Factors that could lead to a downgrade of the ratings include a decline
in the performance of the pool, an increase in loan concentration,
an increase in expected losses from specially serviced and troubled loans
or interest shortfalls.
METHODOLOGY UNDERLYING THE RATING ACTION
The principal methodology used in this rating was "Moody's
Approach to Rating CMBS Large Loan/Single Borrower Transactions,"
published in July 2000. Please see the Credit Policy page on www.moodys.com
for a copy of this methodology.
DESCRIPTION OF MODELS USED
Moody's review incorporated the use of the excel-based Large Loan
Model v 8.7. The large loan model derives credit enhancement
levels based on an aggregation of adjusted loan-level proceeds
derived from Moody's loan-level LTV ratios. Major adjustments
to determining proceeds include leverage, loan structure,
property type and sponsorship. Moody's also further adjusts
these aggregated proceeds for any pooling benefits associated with loan
level diversity and other concentrations and correlations.
DEAL PERFORMANCE
As of the April 15, 2014 payment date, the transaction's certificate
balance remains unchanged from that of the last review at $301.5
million. The Certificates are collateralized by one floating-rate
loan.
The one remaining loan in the trust is the Stamford Office Portfolio Loan
($301.5 million) which is secured by seven office properties
totaling 1.7 million square feet located in downtown Stamford,
Connecticut. The loan was modified in 2010 and has a final maturity
date in August 2014. The collateral is encumbered with additional
debt in the form of a $98.5 million subordinate mortgage
and $400 million of mezzanine debt.
As of February 2014, the portfolio was 83% leased with average
in-place base rents of $41.63 per square foot.
The portfolio's Net Cash Flow (NCF) for 2013 is $31.8
million, up from $23.8 million achieved in 2012.
Although Moody's does not expect any losses to the trust debt amount,
the loan has significant leverage held outside the trust which may hinder
its ability to refinance upon its final maturity date.
Moody's trust LTV is 91% and Moody's stressed DSCR is 1.07X.
Moody's current credit assessment is B2, the same as last review.
The pool has experienced $14 million in losses due to the liquidation
of the Readers Digest loan in February 2012. There are no interest
shortfalls as of the current payment date.
REGULATORY DISCLOSURES
For further specification of Moody's key rating assumptions and
sensitivity analysis, see the sections Methodology Assumptions and
Sensitivity to Assumptions of the disclosure form.
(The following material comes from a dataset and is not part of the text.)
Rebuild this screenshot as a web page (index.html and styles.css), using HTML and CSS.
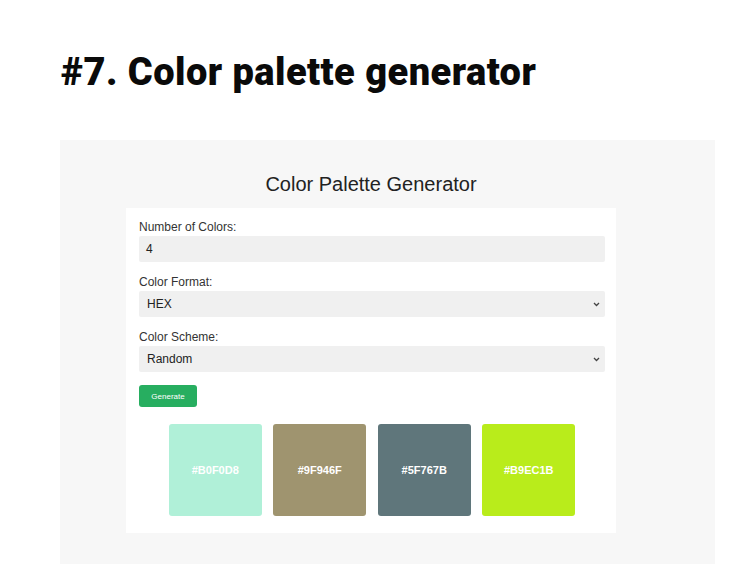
FILE: index.html
```html
<!DOCTYPE html>
<html>
<head>
<meta charset="utf-8">
<link rel="stylesheet" href="styles.css">
</head>
<body>
<h1 class="title">#7. Color palette generator</h1>
<div class="panel">
  <div class="app">
    <h2 class="app-title">Color Palette Generator</h2>
    <div class="card">
      <label class="label">Number of Colors:</label>
      <div class="field">4</div>
      <label class="label">Color Format:</label>
      <div class="field select"><span>HEX</span><svg class="chev" width="7" height="5" viewBox="0 0 7 5"><path d="M1 1l2.5 2.5L6 1" fill="none" stroke="#444" stroke-width="1.3"/></svg></div>
      <label class="label">Color Scheme:</label>
      <div class="field select"><span>Random</span><svg class="chev" width="7" height="5" viewBox="0 0 7 5"><path d="M1 1l2.5 2.5L6 1" fill="none" stroke="#444" stroke-width="1.3"/></svg></div>
      <button class="btn">Generate</button>
      <div class="swatches">
        <div class="swatch s1">#B0F0D8</div>
        <div class="swatch s2">#9F946F</div>
        <div class="swatch s3">#5F767B</div>
        <div class="swatch s4">#B9EC1B</div>
      </div>
    </div>
  </div>
</div>
</body>
</html>
```
FILE: styles.css
```css
html, body { margin: 0; padding: 0; background: #fff; }
body { font-family: "Liberation Sans", Arial, sans-serif; }
.title {
  margin: 0;
  padding: 50px 0 0 61px;
  height: 90px;
  box-sizing: border-box;
  font-family: Roboto, "Liberation Sans", sans-serif;
  font-weight: 900;
  font-size: 38px;
  line-height: 44px;
  color: #0a0a0a;
  letter-spacing: 0.45px;
}
.panel {
  margin: 50px 0 0 60px;
  width: 655px;
  background: #f7f7f7;
  padding: 32px 0 31px 0;
}
.app { margin-left: 66px; width: 490px; }
.app-title {
  margin: 0 0 12px 0;
  text-align: center;
  font-weight: normal;
  font-size: 20px;
  line-height: 24px;
  color: #222;
}
.card {
  background: #fff;
  padding: 12px 11px 17px 13px;
}
.label {
  display: block;
  font-size: 12px;
  line-height: 14px;
  color: #333;
  margin-bottom: 2px;
}
.field {
  height: 26px;
  background: #f0f0f0;
  border-radius: 2px;
  margin-bottom: 13px;
  padding: 0 7px;
  display: flex;
  align-items: center;
  font-size: 12px;
  color: #222;
}
.select { justify-content: space-between; }
.select span { padding-left: 1px; }
.chev { margin-right: -2px; }
.btn {
  display: block;
  margin: 0;
  width: 58px;
  height: 22px;
  border: none;
  border-radius: 3px;
  background: #27ae60;
  color: #fff;
  font-family: "Liberation Sans", Arial, sans-serif;
  font-size: 8px;
  padding: 0;
}
.swatches {
  margin-top: 17px;
  display: flex;
  justify-content: center;
  gap: 11.5px;
}
.swatch {
  width: 93px;
  height: 92px;
  border-radius: 3px;
  display: flex;
  align-items: center;
  justify-content: center;
  color: #fff;
  font-weight: bold;
  font-size: 11px;
}
.s1 { background: #b0f0d8; }
.s2 { background: #9f946f; }
.s3 { background: #5f767b; }
.s4 { background: #b9ec1b; }
```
Moody's did not receive or take into account a third-party
assessment on the due diligence performed regarding the underlying assets
or financial instruments related to the monitoring of this transaction
in the past six months.
The analysis includes an assessment of collateral characteristics and
performance to determine the expected collateral loss or a range of expected
collateral losses or cash flows to the rated instruments. As a
second step, Moody's estimates expected collateral losses or cash
flows using a quantitative tool that takes into account credit enhancement,
loss allocation and other structural features, to derive the expected
loss for each rated instrument.
Moody's did not use any stress scenario simulations in its analysis.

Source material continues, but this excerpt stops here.